Among the saints of Kiev are numbered the brothers Boris and Gleb who were the sons of Saint Vladimir. They refused to fight their brother Sviatopolk in a power struggle after the death of their father. As they knew that there was no hope of winning in battle, the two young brothers refused to fight in order to save the lives of their faithful followers who were certain to be punished if they did fight. As “sufferers of non-resistance,” Saints Boris and Gleb were the first to be canonized by the Russian Church in 1020. They were glorified — not as martyrs or Christian pacifists — but as those who laid down their lives that others might live.
During this period Saint Theophylactus of Bulgaria was writing voluminous commentaries on the holy scriptures in the East. Anselm of Canterbury (d.1109) in the West was producing his most influential theological discourses which contained the so-called “ontological proof” for the existence of God, a defense of the doctrine of the filioque, and the so-called “satisfaction theory” of the atonement in which it was contended that the death of Christ on the cross was the adequate sacrifice necessary to satisfy the justice and wrath of God the Father.

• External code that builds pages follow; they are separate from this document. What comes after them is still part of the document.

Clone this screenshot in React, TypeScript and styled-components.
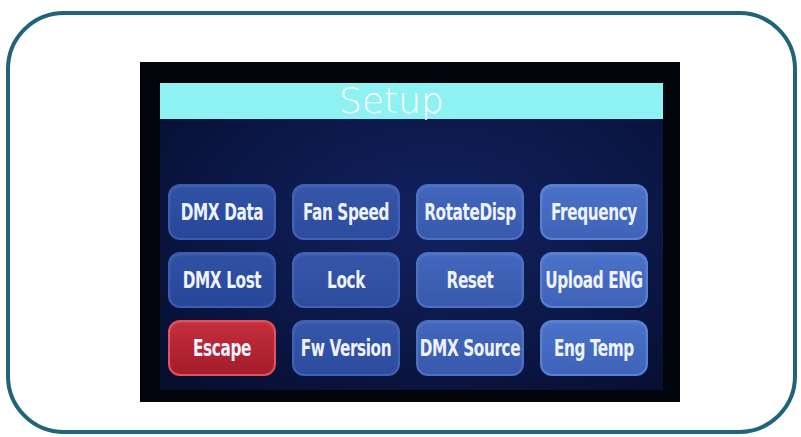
import React from "react";
import styled, { createGlobalStyle } from "styled-components";

const Global = createGlobalStyle`
  html, body { margin: 0; padding: 0; background: #ffffff; }
  body { width: 801px; height: 437px; overflow: hidden; }
`;

const Frame = styled.div`
  box-sizing: border-box;
  margin: 11px 0 0 6px;
  width: 791px;
  height: 423px;
  border: 4px solid #1f6479;
  border-radius: 58px;
  padding: 47px 0 0 130px;
  display: flex;
  align-items: flex-start;
`;

const Screen = styled.div`
  box-sizing: border-box;
  width: 540px;
  height: 340px;
  background: #02040c;
  padding: 21px 17px 12px 20px;
  display: flex;
`;

const Inner = styled.div`
  flex: 1;
  display: flex;
  flex-direction: column;
  background: radial-gradient(ellipse at 55% 45%, #122260 0%, #0b1746 55%, #060d2c 100%);
`;

const Header = styled.div`
  height: 36px;
  background: #8ef2f2;
  display: flex;
  align-items: center;
  justify-content: center;
  padding-right: 40px;
  color: #ffffff;
  font-family: "DejaVu Sans", "Liberation Sans", sans-serif;
  font-weight: 200;
  font-size: 36px;
  line-height: 1;
`;

const Grid = styled.div`
  display: grid;
  grid-template-columns: repeat(4, 108px);
  grid-auto-rows: 56px;
  column-gap: 16px;
  row-gap: 12px;
  margin: 65px 0 0 8px;
`;

const tones = [
  ["#3052a4", "#28469a", "#3b5cb0"],
  ["#3656aa", "#2d4c9e", "#4062b6"],
  ["#4267bc", "#3859ad", "#4c70c4"],
  ["#4a72c8", "#3f63b8", "#5a80d2"],
];

const Button = styled.div<{ $red?: boolean; $col: number }>`
  box-sizing: border-box;
  display: flex;
  align-items: center;
  justify-content: center;
  border-radius: 12px;
  white-space: nowrap;
  overflow: hidden;
  background: ${(p) =>
    p.$red
      ? "linear-gradient(180deg, #c42e3c 0%, #a41c2a 100%)"
      : `linear-gradient(180deg, ${tones[p.$col][0]} 0%, ${tones[p.$col][1]} 100%)`};
  border: 2px solid ${(p) => (p.$red ? "#e2525c" : tones[p.$col][2])};
  box-shadow: inset 0 1px 2px rgba(255, 255, 255, 0.12);
`;

const Label = styled.span`
  display: inline-block;
  font-family: "DejaVu Sans Condensed", "DejaVu Sans", sans-serif;
  font-weight: bold;
  font-size: 17px;
  letter-spacing: -0.4px;
  color: #eef3ff;
  transform: scaleY(1.3);
`;

const labels = [
  "DMX Data", "Fan Speed", "RotateDisp", "Frequency",
  "DMX Lost", "Lock", "Reset", "Upload ENG",
  "Escape", "Fw Version", "DMX Source", "Eng Temp",
];

export default function App() {
  return (
    <>
      <Global />
      <Frame>
        <Screen>
          <Inner>
            <Header>Setup</Header>
            <Grid>
              {labels.map((l, i) => (
                <Button key={l} $col={i % 4} $red={l === "Escape"}>
                  <Label>{l}</Label>
                </Button>
              ))}
            </Grid>
          </Inner>
        </Screen>
      </Frame>
    </>
  );
}
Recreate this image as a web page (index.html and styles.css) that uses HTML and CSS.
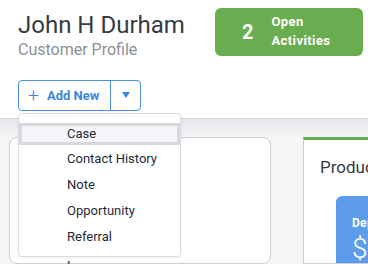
FILE: index.html
```html
<!DOCTYPE html>
<html lang="en">

<head>
  <meta charset="UTF-8" />
  <meta name="viewport" content="width=device-width, initial-scale=1.0" />
  <title>Customer Profile</title>
  <link rel="stylesheet" href="styles.css">
</head>

<body>
  <!-- Header -->
  <div class="header">
    <div class="title">
      <h1>John H Durham</h1>
      <p>Customer Profile</p>

      <div class="split-btn">
        <button class="add-btn"><span class="plus">+</span> Add New</button>
        <button class="caret-btn"><span class="caret"></span></button>
      </div>

      <!-- Add New menu -->
      <ul class="menu">
        <li class="active">Case</li>
        <li>Contact History</li>
        <li>Note</li>
        <li>Opportunity</li>
        <li>Referral</li>
      </ul>
    </div>

    <div class="activities">
      <span class="count">2</span>
      <span class="label">Open<br>Activities</span>
    </div>
  </div>

  <!-- Content -->
  <div class="content">
    <div class="card left-card">
      <div class="peek">I</div>
    </div>

    <div class="card products">
      <h2>Products</h2>
      <div class="tile">
        <div class="tile-title">Deposits</div>
        <div class="tile-value">$1,250</div>
      </div>
    </div>
  </div>
</body>

</html>
```

FILE: styles.css
```css
* {
  box-sizing: border-box;
  margin: 0;
  padding: 0;
  font-family: Roboto, 'Liberation Sans', sans-serif;
}

body {
  width: 368px;
  height: 264px;
  overflow: hidden;
  background-color: #f4f5f7;
}

/* Header */
.header {
  height: 118px;
  background-color: white;
  display: flex;
  justify-content: space-between;
  align-items: flex-start;
  padding: 0 5px 0 18px;
}

.title {
  position: relative;
}

.title h1 {
  margin-top: 12px;
  font-size: 24px;
  line-height: 27px;
  font-weight: 400;
  color: #353b45;
}

.title p {
  margin-top: 1px;
  font-size: 16px;
  line-height: 20px;
  color: #8b909a;
}

/* Split button */
.split-btn {
  display: flex;
  margin-top: 20px;
  width: 123px;
  height: 31px;
  border: 1px solid #4a8fdf;
  border-radius: 4px;
  background-color: white;
}

.split-btn button {
  background: none;
  border: none;
  color: #3b87df;
  cursor: pointer;
}

.add-btn {
  width: 92px;
  border-right: 1px solid #4a8fdf !important;
  font-size: 13px;
  font-weight: 700;
  text-align: left;
  padding-left: 9px;
}

.add-btn .plus {
  font-size: 19px;
  font-weight: 300;
  vertical-align: -2px;
  margin-right: 5px;
}

.caret-btn {
  flex: 1;
  display: flex;
  align-items: center;
  justify-content: center;
}

.caret {
  width: 0;
  height: 0;
  border-left: 4px solid transparent;
  border-right: 4px solid transparent;
  border-top: 6px solid #3b87df;
  margin-bottom: 2px;
}

/* Menu */
.menu {
  position: absolute;
  top: 113px;
  left: 0;
  width: 163px;
  padding: 6px 0;
  list-style: none;
  background-color: white;
  border: 1px solid #dadce1;
  border-radius: 4px;
  box-shadow: 0 1px 3px rgba(0, 0, 0, 0.06);
  z-index: 10;
}

.menu li {
  height: 26px;
  line-height: 26px;
  padding-left: 48px;
  font-size: 13px;
  color: #262a38;
}

.menu li.active {
  background-color: #f5f6f9;
  box-shadow: inset 0 0 0 3px #d8d9dc;
  line-height: 22px;
  height: 22px;
  margin: 3px 0 1px;
}

/* Open activities */
.activities {
  margin-top: 8px;
  width: 148px;
  height: 48px;
  background-color: #6aac50;
  border-radius: 6px;
  display: flex;
  align-items: center;
  padding-left: 27px;
  color: white;
}

.activities .count {
  font-size: 20px;
  font-weight: 700;
  margin-right: 18px;
}

.activities .label {
  font-size: 13px;
  line-height: 19px;
  font-weight: 700;
  letter-spacing: 0.4px;
  margin-top: -2px;
}

/* Content */
.content {
  height: 146px;
  border-top: 1px solid #d6d9df;
  background: linear-gradient(#e5e6e9, #f4f5f7 18px);
  display: flex;
  gap: 32px;
  padding: 18px 0 0 9px;
}

.card {
  background-color: white;
  border: 1px solid #cbcfd8;
}

.left-card {
  width: 262px;
  border-radius: 8px;
  padding: 120px 0 0 57px;
}

.peek {
  font-size: 13px;
  line-height: 16px;
  color: #262a38;
}

.products {
  flex: 1;
  border-top: 3px solid #6aac50;
  border-right: none;
  padding: 17px 0 0 16px;
  white-space: nowrap;
  overflow: hidden;
}

.products h2 {
  font-size: 17px;
  line-height: 20px;
  font-weight: 400;
  color: #353b45;
}

.tile {
  margin: 19px 0 0 16px;
  width: 140px;
  height: 90px;
  background-color: #5d9ce8;
  border-radius: 6px;
  padding: 20px 0 0 16px;
  color: white;
}

.tile-title {
  font-size: 12px;
  font-weight: 700;
  letter-spacing: 0.3px;
}

.tile-value {
  margin-top: 2px;
  font-size: 28px;
  font-weight: 300;
}
```
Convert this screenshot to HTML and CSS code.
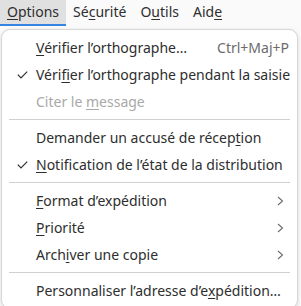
FILE: index.html
```html
<!DOCTYPE html>
<html lang="fr">
<head>
  <meta charset="UTF-8" />
  <title>Options</title>
  <link rel="stylesheet" href="styles.css">
</head>
<body>
  <div class="menubar">
    <div class="top-item active"><u>O</u>ptions</div>
    <div class="top-item">Sé<u>c</u>urité</div>
    <div class="top-item">O<u>u</u>tils</div>
    <div class="top-item">Aid<u>e</u></div>
  </div>

  <div class="menu">
    <div class="item">
      <span class="check"></span>
      <span class="label"><u>V</u>érifier l’orthographe…</span>
      <span class="shortcut">Ctrl+Maj+P</span>
    </div>
    <div class="item">
      <span class="check">
        <svg width="11" height="8" viewBox="0 0 11 8"><path d="M0.8 3.6 L4 6.8 L10.2 0.6" /></svg>
      </span>
      <span class="label">Véri<u>fi</u>er l’orthographe pendant la saisie</span>
    </div>
    <div class="item disabled">
      <span class="check"></span>
      <span class="label">Citer le <u>m</u>essage</span>
    </div>

    <div class="sep"></div>

    <div class="item">
      <span class="check"></span>
      <span class="label">Demander un accusé de récep<u>t</u>ion</span>
    </div>
    <div class="item">
      <span class="check">
        <svg width="11" height="8" viewBox="0 0 11 8"><path d="M0.8 3.6 L4 6.8 L10.2 0.6" /></svg>
      </span>
      <span class="label"><u>N</u>otification de l’état de la distribution</span>
    </div>

    <div class="sep"></div>

    <div class="item">
      <span class="check"></span>
      <span class="label"><u>F</u>ormat d’expédition</span>
      <span class="arrow"><svg width="7" height="10" viewBox="0 0 7 10"><path d="M1 1 L5.5 5 L1 9" /></svg></span>
    </div>
    <div class="item">
      <span class="check"></span>
      <span class="label"><u>P</u>riorité</span>
      <span class="arrow"><svg width="7" height="10" viewBox="0 0 7 10"><path d="M1 1 L5.5 5 L1 9" /></svg></span>
    </div>
    <div class="item">
      <span class="check"></span>
      <span class="label">Arch<u>i</u>ver une copie</span>
      <span class="arrow"><svg width="7" height="10" viewBox="0 0 7 10"><path d="M1 1 L5.5 5 L1 9" /></svg></span>
    </div>

    <div class="sep"></div>

    <div class="item">
      <span class="check"></span>
      <span class="label">Personnaliser l’adresse d’e<u>x</u>pédition…</span>
    </div>
  </div>
</body>
</html>
```

FILE: styles.css
```css
body {
  margin: 0;
  background: #fafafa;
  font-family: "Noto Sans", sans-serif;
  font-size: 14px;
  color: #2e2e2e;
  overflow: hidden;
}

u {
  text-underline-offset: 2px;
  text-decoration-thickness: 1px;
}

.menubar {
  display: flex;
  height: 26px;
  background: #fafafa;
}

.top-item {
  padding: 0 7px;
  line-height: 24px;
  border-bottom: 2px solid transparent;
}

.top-item.active {
  background: #e0e0e0;
  border-bottom-color: #3584e4;
}

.menu {
  margin: 3px 3px 0 1px;
  padding: 4px 0;
  background: #ffffff;
  border: 1px solid #d6d6d6;
  border-radius: 9px;
  box-shadow: 0 1px 4px rgba(0,0,0,0.12);
}

.item {
  display: flex;
  align-items: center;
  height: 27px;
  padding-right: 8px;
}

.check {
  width: 34px;
  flex: none;
  display: flex;
  justify-content: flex-end;
  padding-right: 8px;
  box-sizing: border-box;
}

.check svg path {
  fill: none;
  stroke: #2e2e2e;
  stroke-width: 1.2;
}

.label {
  flex: 1;
  white-space: nowrap;
}

.shortcut {
  color: #6b6b6b;
}

.arrow {
  display: flex;
  padding-right: 5px;
}

.arrow svg path {
  fill: none;
  stroke: #6b6b6b;
  stroke-width: 1.1;
}

.disabled {
  color: #a8a8a8;
}

.sep {
  height: 1px;
  margin: 4px 7px;
  background: #d0d0d0;
}
```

The eleventh century in the West witnessed the Cistercian reforms of the Benedictine order (now known as the “trappists”). This movement’s greatest representative, Bernard of Clairvaux was an ascetical, mystical theologian and church activist. He preached crusades and fought with Abelard, the famous author of Sic et Non. The Carthusian movement of eremitic monasticism began as well at this time.